Posted at 11:37 pm in business,landmark

Although there was another, more old-school Hiller Hardware down somewhere in the Vista, this is the one I knew from my childhood as my mother liked to look at the non-hardware, gifty, stuff from time to time when we were in 5 Points. I always thought the place was pretty cool too because of the hardware (not the gifty stuff!) and because, if memory serves me correctly, they often had junior science experiment type kits for sale as well (I suppose that was gifty under some rubric, but it wasn't painted or ceramic..)

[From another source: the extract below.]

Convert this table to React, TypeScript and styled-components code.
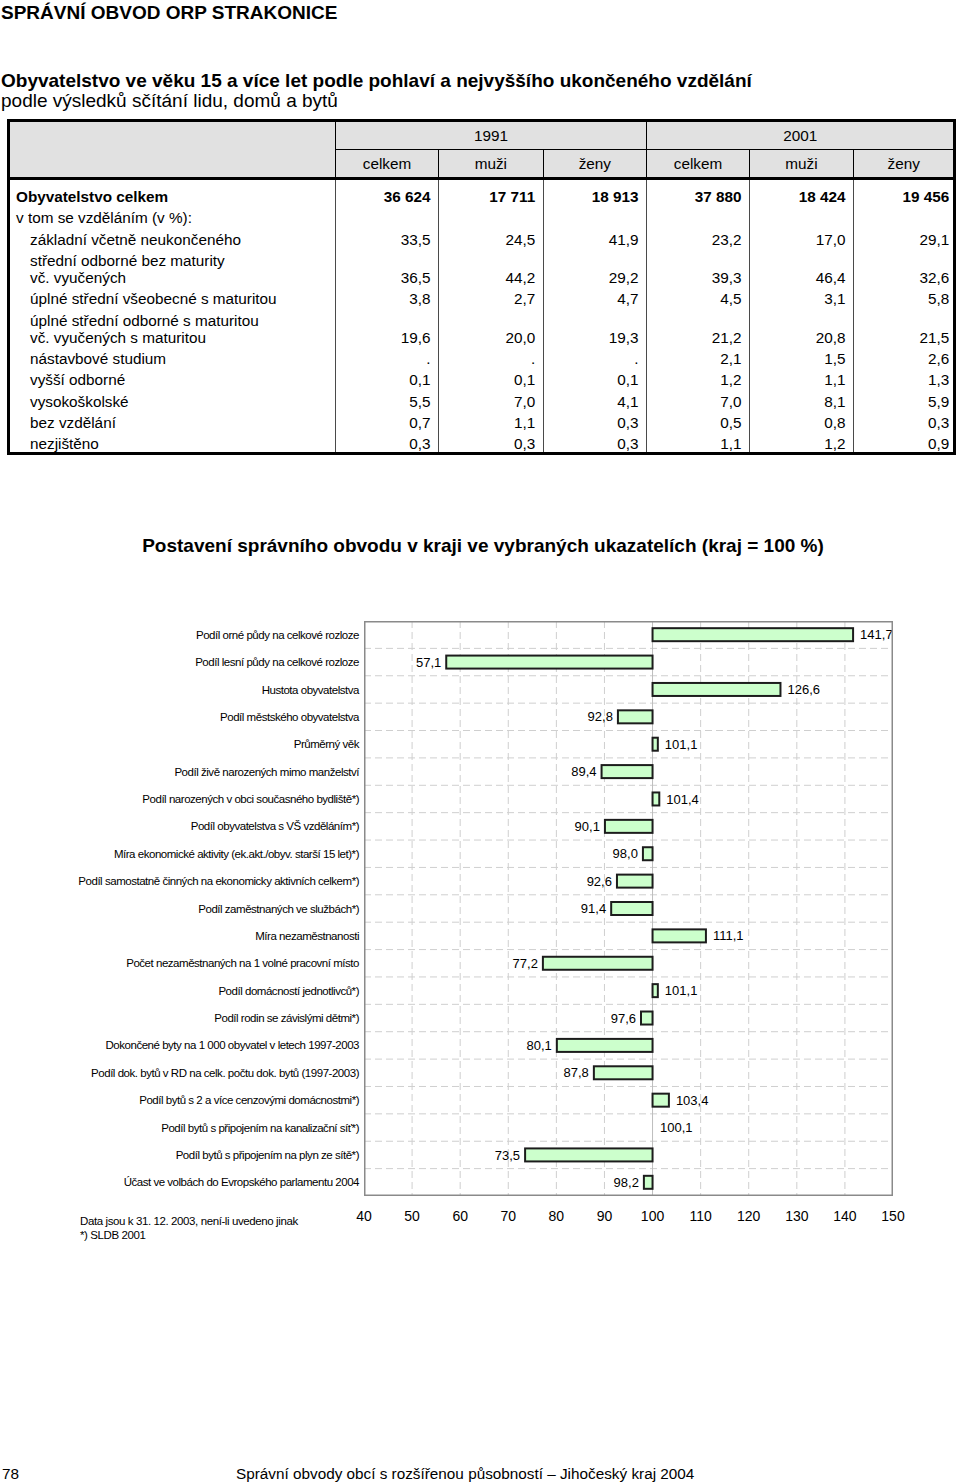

Hiller had its own parking lot, as well as metered spaces in front and on the sides, and it was one of the odder lots in town. There was an entrance on Blossom Street by the store back door, and another entrance on Hilton Street which you would not expect at all. The second entrance comes down a rather steep hill and the whole thing is banked like a racetrack. One of my cousin's boyfriends liked to drive up around the bank at an insane speed when the store was closed. It was pretty scary and I was never tempted to do it myself (I did come in from Hilton a number of times myself at a sane speed). It appears that in later years, the Hilton entrance was roped off.

When I heard the store was closing a few months ago, I went by for the first time in years. It hadn't been too picked over at that point, and I got some light bulbs, WD-40 and dust-off spray. The place was still much as I recalled it with the no-nonsense hardware section and the gifty knick-knack sections living together in harmony.

Why did the store close, well, this State story cites the interminable 5 Points street work and big box stores. I'm pretty sure it was the later.

It's an old story in retail. We say we like mom & pop stores, but we shop where there's acres of parking and the stock is both a bit deeper and a few cents cheaper. I'm no different -- as I said above, it had been years since I was in Hiller but I've been to Home Depot or Lowes probably a hundred times in the same period.

It appears to me from the plywood sheeting over some of the front and side windows, that the store was vandalized (or burglarized) at least twice in its final months, and that is a real shame.

The good part of the Hiller closing (again from The State story above) is that the owners own the lot outright, so they will do OK under the new arrangements. In fact, it appears that the incoming bank will only be leasing the property, so they or their heirs will be able to make other deals in the future as well.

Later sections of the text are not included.